Tanpa terasa, distribusi kapital tanpa moral itu menyiksa berjuta orang yang sepanjang hidupnya tidak ada kekuasaan untuk mendekati akses ke kapital. Kemiskinan. Penyakit. Apa pun yang dapat Anda sebut.
Nasionalisasi. Gampangnya, ide ini kita anggap sebagai lawan globalisasi. Ide dasarnya, kaum nasionalis selalu menganggap bahwa globalisasi merupakan musuh, maka segala hal yang menunjang pada indikator globalisasi harus dilawan.
Nilai mata uang tidak mengambang (terkunci tetap terhadap dolar, misalnya). Legislasi ekonomi diperketat untuk kepentingan negara. Sifatnya adalah melindungi. Proteksi.

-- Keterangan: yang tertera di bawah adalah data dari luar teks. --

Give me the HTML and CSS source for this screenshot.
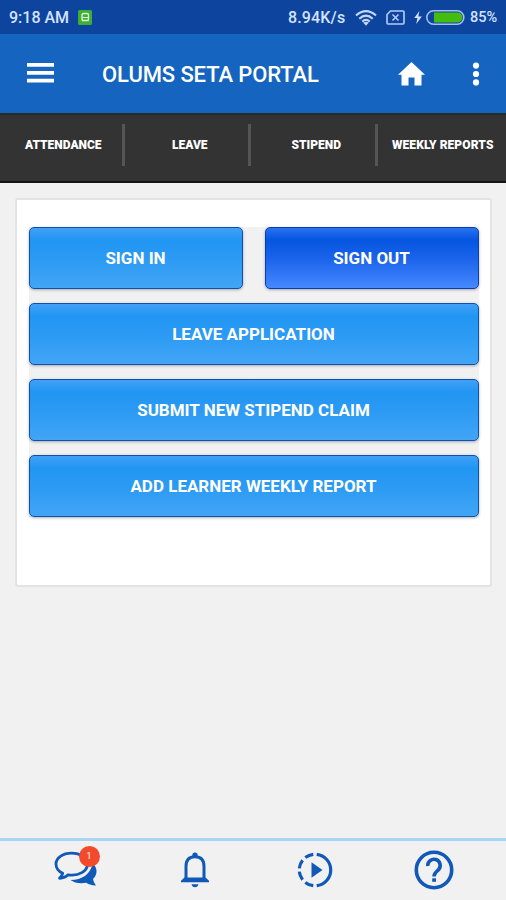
FILE: index.html
```
<!DOCTYPE html>
<html lang="en">
<head>
<meta charset="utf-8">
<title>Olums SETA Portal</title>
<link rel="stylesheet" href="styles.css">
</head>
<body>
<div class="screen">
  <div class="status">
    <span class="time">9:18 AM</span>
    <svg class="app-icon" width="14" height="15" viewBox="0 0 14 15"><rect width="14" height="15" rx="1.5" fill="#3fae35"/><rect x="4" y="3.5" width="6.5" height="7" rx="1.5" fill="none" stroke="#e4f5df" stroke-width="1.3"/><path d="M4.5 7.5h5.5M4 11.2l1-1.2M10.5 11.2l-1-1.2" stroke="#e4f5df" stroke-width="1.2"/></svg>
    <span class="speed">8.94K/s</span>
    <svg class="wifi" width="22" height="16" viewBox="0 0 22 16" fill="none" stroke="#c3d6fa" stroke-width="2.2"><path d="M1 5.5Q11-3.200 21 5.500M4.300 8.700Q11 2.700 17.700 8.700M7.300 11.600Q11 8.200 14.700 11.600"/><path d="M8.300 12.800Q11 10.800 13.700 12.800L11 15.800Z" fill="#c3d6fa" stroke="none"/></svg>
    <svg class="sim" width="19" height="15" viewBox="0 0 19 15" fill="none" stroke="#b7ccf5" stroke-width="1.6"><path d="M4.500 1H17a1 1 0 0 1 1 1v11a1 1 0 0 1-1 1H2a1 1 0 0 1-1-1V4.500Z"/><path d="M6.500 4.500l6 6M12.500 4.500l-6 6"/></svg>
    <svg class="bolt" width="8" height="13" viewBox="0 0 8 13"><path d="M5.400 0L.3 7h3.200L2.200 13 7.800 5.400H4.300Z" fill="#d5e2ff"/></svg>
    <svg class="battery" width="39" height="15" viewBox="0 0 39 15"><rect x=".8" y=".8" width="37" height="13.400" rx="6.700" fill="#0d459e" stroke="#a5bdec" stroke-width="1.600"/><path d="M8 2.600h23.500a4.900 4.900 0 0 1 0 9.800H8Z" fill="#45bd10"/></svg>
    <span class="percent">85%</span>
  </div>
  <header class="bar">
    <svg class="menu" width="27" height="20" viewBox="0 0 27 20" fill="#fff"><path d="M0 0h27v3.700H0zM0 8h27v3.700H0zM0 15.800h27v3.700H0z"/></svg>
    <h1 class="title">OLUMS SETA PORTAL</h1>
    <svg class="home" width="27" height="24" viewBox="0 0 27 24"><path d="M13.500 0L0 12.700H3.500V23.500H10.500V15.500H16.500V23.500H23.500V12.700H27Z" fill="#fff"/></svg>
    <svg class="more" width="8" height="24" viewBox="0 0 8 24" fill="#fff"><circle cx="4" cy="3.600" r="3.100"/><circle cx="4" cy="12" r="3.100"/><circle cx="4" cy="20.400" r="3.100"/></svg>
  </header>
  <nav class="tabs">
    <a class="tab"><span>ATTENDANCE</span></a>
    <a class="tab"><span>LEAVE</span></a>
    <a class="tab"><span>STIPEND</span></a>
    <a class="tab"><span>WEEKLY REPORTS</span></a>
  </nav>
  <main class="content">
    <section class="card">
      <div class="actions">
        <div class="pair">
          <button class="btn">SIGN IN</button>
          <button class="btn deep">SIGN OUT</button>
        </div>
        <button class="btn">LEAVE APPLICATION</button>
        <button class="btn">SUBMIT NEW STIPEND CLAIM</button>
        <button class="btn">ADD LEARNER WEEKLY REPORT</button>
      </div>
    </section>
  </main>
  <footer class="dock">
    <a class="item chat">
      <svg width="44" height="36" viewBox="0 0 44 36"><path d="M38.500 12C45 18 42.500 25 39 28C39.500 31 41 32.800 42 34.600C37 34.600 34 33 32.300 31.800C26 33 20 31.700 16.500 29C28 29 37 23 38.500 12Z" fill="#1159b8"/><path d="M17.500 2.200C8.500 2.200 2 7 2 13C2 17 4.500 20.400 8.700 22.200C8.300 24.500 7 25.800 5.500 27.300C9.500 27 12.500 25.500 14 23.800C25 25.500 33.500 20 33.500 13C33.500 7 26.500 2.200 17.500 2.200Z" fill="#f1f1f1" stroke="#1159b8" stroke-width="2.800" stroke-linejoin="round"/></svg>
      <span class="badge">1</span>
    </a>
    <a class="item bell">
      <svg width="30" height="36" viewBox="0 0 30 36"><path d="M6 27V14.500C6 8 9.500 4.800 15 4.800S24 8 24 14.500V27" fill="none" stroke="#1159b8" stroke-width="3"/><path d="M15 0.500a2.700 2.700 0 0 1 2.700 2.700V5.500H12.300V3.200A2.700 2.700 0 0 1 15 .5ZM4.500 25.500h21l3.500 3.300V30.200H1V28.800ZM11.500 32.300h7c-.5 2-1.700 3-3.500 3s-3-1-3.500-3Z" fill="#1159b8"/></svg>
    </a>
    <a class="item play">
      <svg width="36" height="36" viewBox="0 0 36 36"><path d="M19.700 2.300A15.800 15.800 0 0 1 19.700 33.700M16.300 33.700A15.800 15.800 0 0 1 8.300 30.400M5.600 27.800A15.800 15.800 0 0 1 2.300 19.700M2.300 16.300A15.800 15.800 0 0 1 5.600 8.200M8.300 5.600A15.800 15.800 0 0 1 16.300 2.300" fill="none" stroke="#1159b8" stroke-width="3.200"/><path d="M14.500 10.300V25.700L25.500 18Z" fill="#1159b8"/></svg>
    </a>
    <a class="item help">
      <svg width="40" height="40" viewBox="0 0 40 40" fill="none" stroke="#1159b8"><circle cx="20" cy="20" r="17.700" stroke-width="3.600"/><path d="M13.800 16A6.200 6.200 0 1 1 24.700 19.500C22.500 21.800 20 22.800 20 26.600" stroke-width="3.600"/><path d="M18.200 28.300h3.800v3.500h-3.800z" fill="#1159b8" stroke="none"/></svg>
    </a>
  </footer>
</div>
</body>
</html>
```
FILE: styles.css
```
* { box-sizing: border-box; }
body { margin: 0; font-family: Roboto, "Liberation Sans", sans-serif; background: #f1f1f1; }
svg { display: block; flex: none; }
.screen { width: 506px; height: 900px; display: flex; flex-direction: column; overflow: hidden; }
.status { height: 34px; flex: none; background: #0d459e; color: #d5e2ff; display: flex; align-items: center; padding: 1px 0 0 9px; font-size: 16px; font-weight: 500; white-space: nowrap; }
.time { width: 69px; }
.speed { margin-left: 196px; width: 67px; letter-spacing: .15px; }
.sim { margin-left: 8.500px; }
.bolt { margin-left: 9px; }
.battery { margin-left: 4.500px; }
.percent { margin-left: 5px; font-size: 14.500px; }
.bar { height: 79px; flex: none; background: #1565c0; color: #fff; display: flex; align-items: center; padding-left: 26.500px; }
.menu { margin-top: -1px; }
.title { margin: 2px 0 0 48.500px; width: 296px; font-size: 22px; letter-spacing: -.1px; line-height: 26px; font-weight: 500; white-space: nowrap; }
.more { margin-left: 46.500px; }
.tabs { height: 70px; flex: none; background: #333; border-top: 2px solid #262b2b; border-bottom: 2px solid #151515; display: grid; grid-template-columns: repeat(4, 126.500px); }
.tab { display: flex; justify-content: center; margin: 9px 2px 15px 0; border-right: 3px solid #555; color: #fff; font-size: 12px; font-weight: 900; line-height: 42px; white-space: nowrap; }
.tab:last-child { border-right: 0; margin-right: 0; }
.tab span { margin-left: 5px; }
.tab:last-child span { margin-left: 0; letter-spacing: .1px; }
.content { flex: 1; padding: 15px 14px 0 15px; }
.card { height: 389px; background: #fff; border: 2px solid #e3e3e3; border-radius: 3px; padding: 27px 11.500px 0; }
.actions { display: grid; grid-auto-rows: 62px; gap: 13.900px; background: #f1f1f1; }
.pair { display: grid; grid-template-columns: 1fr 1fr; gap: 22px; }
.btn { height: 62px; margin: 0; padding: 0; border: 1.500px solid #0f4fae; border-radius: 5px; background: linear-gradient(#42a0f5, #2196f3 20%, #2b9af4 50%, #42a5f5); box-shadow: 0 1px 3px rgba(0, 0, 0, .3); color: #fff; font: 700 17px Roboto, "Liberation Sans", sans-serif; }
.deep { background: linear-gradient(#2a72f2, #0455df 20%, #1e66ec 55%, #4589ff); border-color: #0a3cb4; }
.dock { height: 62px; flex: none; border-top: 3px solid #a9d5f5; display: flex; align-items: flex-start; }
.item { position: relative; }
.chat { margin: 10px 0 0 54px; }
.badge { position: absolute; left: 24.500px; top: -5.500px; width: 21px; height: 21px; border-radius: 50%; background: #f24a2b; color: #fff; font-size: 9px; line-height: 21px; text-align: center; }
.bell { margin: 11px 0 0 82px; }
.play { margin: 10.500px 0 0 87px; }
.help { margin: 8.500px 0 0 81px; }
```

Banyak negara memanfaatkan hal ini, termasuk Amerika Serikat. Negara tetangga Malaysia termasuk salah satu penganutnya. China yang demikian heboh pertumbuhannya pun mengunci dolar terhadap mata uang mereka.

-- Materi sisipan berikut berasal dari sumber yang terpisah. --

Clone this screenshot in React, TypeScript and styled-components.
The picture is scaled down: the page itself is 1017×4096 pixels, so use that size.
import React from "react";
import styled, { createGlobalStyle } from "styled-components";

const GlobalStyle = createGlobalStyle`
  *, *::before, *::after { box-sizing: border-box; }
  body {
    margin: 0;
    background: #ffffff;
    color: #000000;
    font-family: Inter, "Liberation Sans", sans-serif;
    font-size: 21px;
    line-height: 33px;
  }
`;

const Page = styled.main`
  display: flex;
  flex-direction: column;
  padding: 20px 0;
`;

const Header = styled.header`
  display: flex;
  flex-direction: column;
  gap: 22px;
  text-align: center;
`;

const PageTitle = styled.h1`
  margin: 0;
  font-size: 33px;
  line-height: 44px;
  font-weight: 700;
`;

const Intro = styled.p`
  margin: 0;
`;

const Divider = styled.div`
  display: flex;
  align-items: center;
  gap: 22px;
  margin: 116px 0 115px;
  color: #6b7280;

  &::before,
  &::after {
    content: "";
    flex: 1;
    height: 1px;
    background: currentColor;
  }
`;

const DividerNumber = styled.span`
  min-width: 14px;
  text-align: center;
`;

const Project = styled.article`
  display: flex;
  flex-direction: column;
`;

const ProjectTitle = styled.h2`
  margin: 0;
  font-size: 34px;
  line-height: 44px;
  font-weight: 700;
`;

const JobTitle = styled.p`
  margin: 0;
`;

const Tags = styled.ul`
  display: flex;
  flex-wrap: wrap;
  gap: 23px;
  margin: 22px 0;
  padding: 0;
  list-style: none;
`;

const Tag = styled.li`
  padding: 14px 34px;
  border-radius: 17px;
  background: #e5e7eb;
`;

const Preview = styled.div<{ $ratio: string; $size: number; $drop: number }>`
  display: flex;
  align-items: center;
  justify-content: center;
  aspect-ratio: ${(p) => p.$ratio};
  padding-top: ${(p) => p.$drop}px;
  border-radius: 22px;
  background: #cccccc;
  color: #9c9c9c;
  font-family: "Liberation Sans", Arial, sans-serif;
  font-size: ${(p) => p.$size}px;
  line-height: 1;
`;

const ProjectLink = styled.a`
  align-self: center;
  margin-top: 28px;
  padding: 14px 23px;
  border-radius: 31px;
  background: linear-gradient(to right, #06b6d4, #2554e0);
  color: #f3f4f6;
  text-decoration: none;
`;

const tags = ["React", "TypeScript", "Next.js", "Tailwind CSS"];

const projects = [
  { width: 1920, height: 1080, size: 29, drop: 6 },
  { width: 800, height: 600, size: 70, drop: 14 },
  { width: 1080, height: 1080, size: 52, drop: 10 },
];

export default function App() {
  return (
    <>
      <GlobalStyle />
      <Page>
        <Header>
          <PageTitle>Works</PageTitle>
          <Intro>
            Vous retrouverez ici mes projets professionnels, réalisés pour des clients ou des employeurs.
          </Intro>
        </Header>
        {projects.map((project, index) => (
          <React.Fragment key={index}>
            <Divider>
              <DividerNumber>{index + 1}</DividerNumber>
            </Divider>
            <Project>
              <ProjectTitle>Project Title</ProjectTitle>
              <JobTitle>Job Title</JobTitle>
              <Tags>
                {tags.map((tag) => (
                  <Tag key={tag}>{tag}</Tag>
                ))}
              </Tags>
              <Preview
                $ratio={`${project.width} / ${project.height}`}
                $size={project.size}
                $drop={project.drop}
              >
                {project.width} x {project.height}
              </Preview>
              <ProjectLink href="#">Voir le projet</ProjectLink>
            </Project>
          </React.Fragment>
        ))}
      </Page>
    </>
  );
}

Pada akhirnya, saya merasakan, globalisasi dan nasionalisasi adalah suatu efek dari kekuasaan. China yang demikian kuat fundamentalnya berani memaksakan proteksi (nasionalisasi) demi kepentingannya, demikian pula Malaysia. Tapi tidak dengan Indonesia.
Ada pertanyaan, dan pertanyaan ini pula yeng saya rasa menjadi indikator semakin apatisnya masyarakat Indonesia terhadap pemerintah (baca: kebijakan pro-globalisasi). Kenapa Indonesia tidak menganut sistem proteksi terlebih dahulu, karena fundamental ekonomi belum kuat, daripada digoyang nilai keuangan global dan terpaksa jalan terbata-bata?

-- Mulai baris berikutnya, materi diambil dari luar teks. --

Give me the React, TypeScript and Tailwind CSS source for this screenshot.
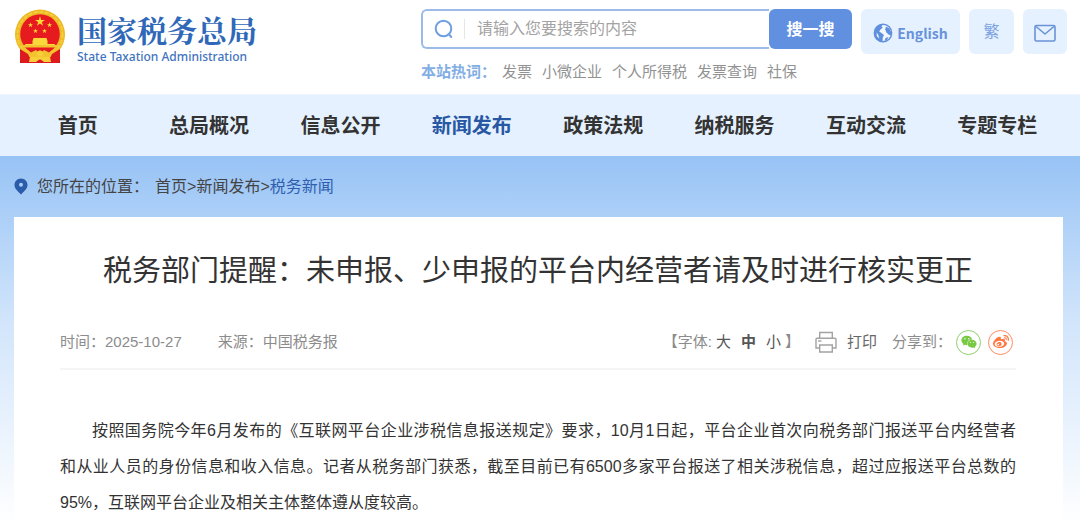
import React, { useState } from 'react';
import { FaWeibo, FaWeixin } from 'react-icons/fa';

interface NavItem {
  label: string;
  active?: boolean;
}

const navItems: NavItem[] = [
  { label: '首页' },
  { label: '总局概况' },
  { label: '信息公开' },
  { label: '新闻发布', active: true },
  { label: '政策法规' },
  { label: '纳税服务' },
  { label: '互动交流' },
  { label: '专题专栏' },
];

const hotWords = ['发票', '小微企业', '个人所得税', '发票查询', '社保'];

const STAR = '0,-1 0.2245,-0.309 0.9511,-0.309 0.3633,0.118 0.5878,0.809 0,0.382 -0.5878,0.809 -0.3633,0.118 -0.9511,-0.309 -0.2245,-0.309';

const Emblem: React.FC = () => (
  <svg viewBox="0 0 52 56" className="h-14 w-[52px] shrink-0" aria-hidden="true">
    <path d="M8 36 L6 46 L6 54 L26 54 L46 54 L46 46 L44 36 Z" fill="#dc1a20" />
    <circle cx="26" cy="25.5" r="25" fill="#ecba24" />
    <circle cx="26" cy="25.5" r="22.5" fill="none" stroke="#f5cd3c" strokeWidth="2" strokeDasharray="4 1.5" />
    <circle cx="26" cy="25" r="19.8" fill="#e71a1f" />
    <g fill="#fbd83a">
      <polygon points={STAR} transform="translate(26 12.5) scale(5.2)" />
      <polygon points={STAR} transform="translate(16.5 16) scale(2.8)" />
      <polygon points={STAR} transform="translate(35.5 16) scale(2.8)" />
      <polygon points={STAR} transform="translate(21.5 22) scale(2.6)" />
      <polygon points={STAR} transform="translate(30.5 22) scale(2.6)" />
      <path d="M19.5 29 h13 l1 3 v3 h7 l2 3 H9.500 l2 -3 h7 v-3 Z" />
    </g>
    <path d="M8 36 H44 L44 41 L36 48 H16 L8 41 Z" fill="#f2c32f" />
    <path d="M11 38.500 H41 L35 43.500 L30 41 L26 45 L22 41 L17 43.500 Z" fill="#e71a1f" />
    <path d="M6 40 L14 45 L18 54 L6 54 Z M46 40 L38 45 L34 54 L46 54 Z" fill="#dc1a20" />
    <path d="M16 48 H36 L37 53 H30 L26 50 L22 53 H15 Z" fill="#f6cf3a" />
    <circle cx="26" cy="44.500" r="3" fill="#f6cf3a" />
  </svg>
);

const SearchIcon: React.FC = () => (
  <svg viewBox="0 0 20 20" className="h-5 w-5 shrink-0" fill="none" stroke="#6f9fe0" strokeWidth="2" strokeLinecap="round" aria-hidden="true">
    <circle cx="9.5" cy="9.5" r="7.8" />
    <path d="M14.8 15.2 L17.2 18" />
  </svg>
);

const GlobeIcon: React.FC = () => (
  <svg viewBox="0 0 20 20" className="h-5 w-5 shrink-0" aria-hidden="true">
    <circle cx="10" cy="10" r="8.7" fill="#f1f7ff" stroke="#5f90dd" strokeWidth="1.4" />
    <g fill="#5f90dd">
      <path d="M10 1.2 L8.500 3.200 L9.800 4.500 L7.500 6.500 L6.200 8.500 L8.500 10 L11 12 L9.800 14.500 L9.500 18.700 C5 18.500 1.300 15 1.300 10 C1.300 5 5.200 1.200 10 1.200 Z" />
      <path d="M13 3.500 L16.500 5.500 L18.300 9.500 L17.800 12.500 L15.500 11.500 L13.500 9.500 L12.200 6.500 Z" />
      <path d="M12.500 15 L15.500 14 L14 17 L11.500 18 Z" />
    </g>
    <path d="M3.500 9.500 L5 11.500 L6.500 15.500 L4 13.500 Z" fill="#f1f7ff" />
  </svg>
);

const MailIcon: React.FC = () => (
  <svg viewBox="0 0 22 18" className="h-[18px] w-[22px]" fill="none" stroke="#6993d6" strokeWidth="1.6" strokeLinejoin="round" aria-hidden="true">
    <rect x="1" y="1.5" width="20" height="15.5" rx="1.5" />
    <path d="M2 2.5 L11 10 L20 2.5" />
  </svg>
);

const PinIcon: React.FC = () => (
  <svg viewBox="0 0 14 17" className="h-[17px] w-[14px] shrink-0" aria-hidden="true">
    <path d="M7 0.5 C3.2 0.5 0.5 3.4 0.5 6.9 C0.5 10.8 4.3 13.4 7 16.5 C9.7 13.4 13.5 10.8 13.5 6.9 C13.5 3.4 10.8 0.5 7 0.5 Z" fill="#2b5ca9" />
    <circle cx="7" cy="6.8" r="2" fill="#a9cdf7" />
  </svg>
);

const PrintIcon: React.FC = () => (
  <svg viewBox="0 0 22 22" className="h-[22px] w-[22px]" fill="none" stroke="#a3a3a3" strokeWidth="1.4" aria-hidden="true">
    <path d="M4.7 7 V1.500 H17.300 V7" />
    <path d="M4.700 17 H1 V8.200 Q1 7.200 2 7.200 H20 Q21 7.200 21 8.200 V17 H17.300" />
    <path d="M4.700 14 H17.300 V21 H4.700 Z" />
    <path d="M3 10 H6.500" />
  </svg>
);

const Header: React.FC = () => (
  <header className="flex h-[95px] items-start justify-between border-b border-[#edf4fd] bg-white pl-3.5 pr-[13px] pt-[9px]">
    <a href="#" className="flex items-start gap-[11px] text-[#2f68b8]">
      <Emblem />
      <span className="flex flex-col pt-0.5">
        <span className="font-['Noto_Serif_CJK_SC','Noto_Sans_CJK_SC',serif] text-[30px] font-bold leading-9">国家税务总局</span>
        <span className="font-['Noto_Sans',sans-serif] text-xs font-medium leading-5 text-[#3f74c0]">State Taxation Administration</span>
      </span>
    </a>

    <div className="flex items-start gap-[9px]">
      <div className="w-[431px]">
        <form className="flex h-10" onSubmit={(e) => e.preventDefault()}>
          <label htmlFor="search" className="flex flex-1 items-center rounded-l-md border-2 border-r-0 border-[#9dbbe8] pl-[11px]">
            <SearchIcon />
            <span className="ml-2.5 h-5 w-px bg-[#e6e6e6]" />
            <input
              id="search"
              type="text"
              aria-label="搜索"
              placeholder="请输入您要搜索的内容"
              className="ml-3 w-full min-w-0 flex-1 bg-transparent text-base text-gray-700 outline-none placeholder:text-[#a3a3a3]"
            />
          </label>
          <button type="submit" className="w-[83px] rounded-md bg-[#6090df] pt-0.5 text-base font-bold text-white">
            搜一搜
          </button>
        </form>
        <div className="mt-3 flex gap-2.5 text-[15px] leading-[22px] text-[#929292]">
          <span className="-mr-1 font-bold text-[#82aee4]">本站热词：</span>
          {hotWords.map((word) => (
            <a key={word} href="#">{word}</a>
          ))}
        </div>
      </div>
      <a href="#" className="flex h-[45px] w-[99px] items-center justify-center gap-1 rounded-md bg-[#e5f1ff] pt-0.5 font-['Noto_Sans_CJK_SC',sans-serif] text-sm font-bold text-[#6792dc]">
        <GlobeIcon />
        English
      </a>
      <button type="button" className="h-[45px] w-[45px] rounded-md bg-[#e5f1ff] text-base text-[#7ba1e0]">
        繁
      </button>
      <a href="#" aria-label="邮箱" className="flex h-[45px] w-11 items-center justify-center rounded-md bg-[#e5f1ff] pt-[3px]">
        <MailIcon />
      </a>
    </div>
  </header>
);

const NavBar: React.FC = () => (
  <nav className="grid h-[61px] grid-cols-8 items-center bg-[#e5f1ff] pl-3 pr-[17px] text-center text-xl font-bold text-[#333]">
    {navItems.map((item) => (
      <a key={item.label} href="#" className={item.active ? 'text-[#2857a4]' : ''}>
        {item.label}
      </a>
    ))}
  </nav>
);

const sizes = ['大', '中', '小'];

const ArticleMeta: React.FC = () => {
  const [size, setSize] = useState('中');

  return (
    <div className="flex h-[54px] items-center justify-between border-b-2 border-[#f5f5f5] text-[15px] text-[#8c8c8c]">
      <div className="flex gap-9">
        <span>时间：2025-10-27</span>
        <span>来源：中国税务报</span>
      </div>
      <div className="flex items-center pr-[3px]">
        <span>【字体:</span>
        <span className="mx-1 flex gap-2.5 text-[#555]">
          {sizes.map((s) => (
            <button key={s} type="button" onClick={() => setSize(s)} className={s === size ? 'font-bold' : ''}>
              {s}
            </button>
          ))}
        </span>
        <span>】</span>
        <button type="button" className="ml-[15px] flex items-center gap-2.5 text-[#666]">
          <PrintIcon />
          打印
        </button>
        <span className="ml-[15px]">分享到：</span>
        <a href="#" aria-label="微信" className="ml-1 flex h-[25px] w-[25px] items-center justify-center rounded-full border border-[#8fd06a] text-[#7ac943]">
          <FaWeixin size={16} />
        </a>
        <a href="#" aria-label="微博" className="ml-[7px] flex h-[25px] w-[25px] items-center justify-center rounded-full border border-[#ff8a63] text-[#ff763f]">
          <FaWeibo size={16} />
        </a>
      </div>
    </div>
  );
};

const App: React.FC = () => {
  return (
    <div className="flex min-h-screen flex-col bg-white font-['Liberation_Sans','Noto_Sans_CJK_SC',sans-serif]">
      <Header />
      <NavBar />
      <main className="flex flex-1 flex-col bg-linear-to-b from-[#97c3f5] via-[#d2e5fb] via-45% to-white pl-3.5 pr-[17px]">
        <div className="flex h-[61px] items-center text-base text-[#444]">
          <PinIcon />
          <span className="ml-[9px]">您所在的位置：</span>
          <span className="ml-1.5">
            <a href="#">首页</a>&gt;<a href="#">新闻发布</a>&gt;<a href="#" className="text-[#2f5fae]">税务新闻</a>
          </span>
        </div>
        <article className="flex-1 bg-white pl-[46px] pr-[47px] pt-[33px]">
          <h1 className="text-center text-[29px] leading-[42px] text-[#333]">
            税务部门提醒：未申报、少申报的平台内经营者请及时进行核实更正
          </h1>
          <div className="mt-6">
            <ArticleMeta />
          </div>
          <p className="mt-[43px] text-justify indent-8 text-base leading-9 text-[#333]">
            按照国务院今年6月发布的《互联网平台企业涉税信息报送规定》要求，10月1日起，平台企业首次向税务部门报送平台内经营者<span className="whitespace-nowrap">和从业人员</span>的身份信息和收入信息。记者从税务部门获悉，截至目前已有6500多家平台报送了相关涉税信息，超过应报送平台总数的95%，互联网平台企业及相关主体整体遵从度较高。
          </p>
        </article>
      </main>
    </div>
  );
};

export default App;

Ini pula yang saya rasakan makin membuat kebencian terhadap penguasa. Ini pula yang saya pikir membuat makin tumbuhnya kalangan garis keras, entah berbasis ideologi atau berbasis ekonomi.
Seorang pemilik industri kacang kesohor yang mempunyai pabrik di China protes di sebuah koran, “Kalau kita maju di lokal, dikira jago kandang. Sesudah investasi pabrik di luar negeri, dikira melarikan modal”
Tentu saja ada banyak alasan.
Dari globalisasi dan nasionalisasi inilah kita akan berkenalan dengan kata kunci berikutnya, L-K: liberalisme dan konservatisme. Dua hal yang hampir mirip. Dua hal yang bergandengan tangan dengan kedua ide yang kita bahas ini.
Ada koreksi. Ada kritik. Silakan. Dengan senang hati saya akan menerimanya.
Selamat sore dan selamat berbahagia.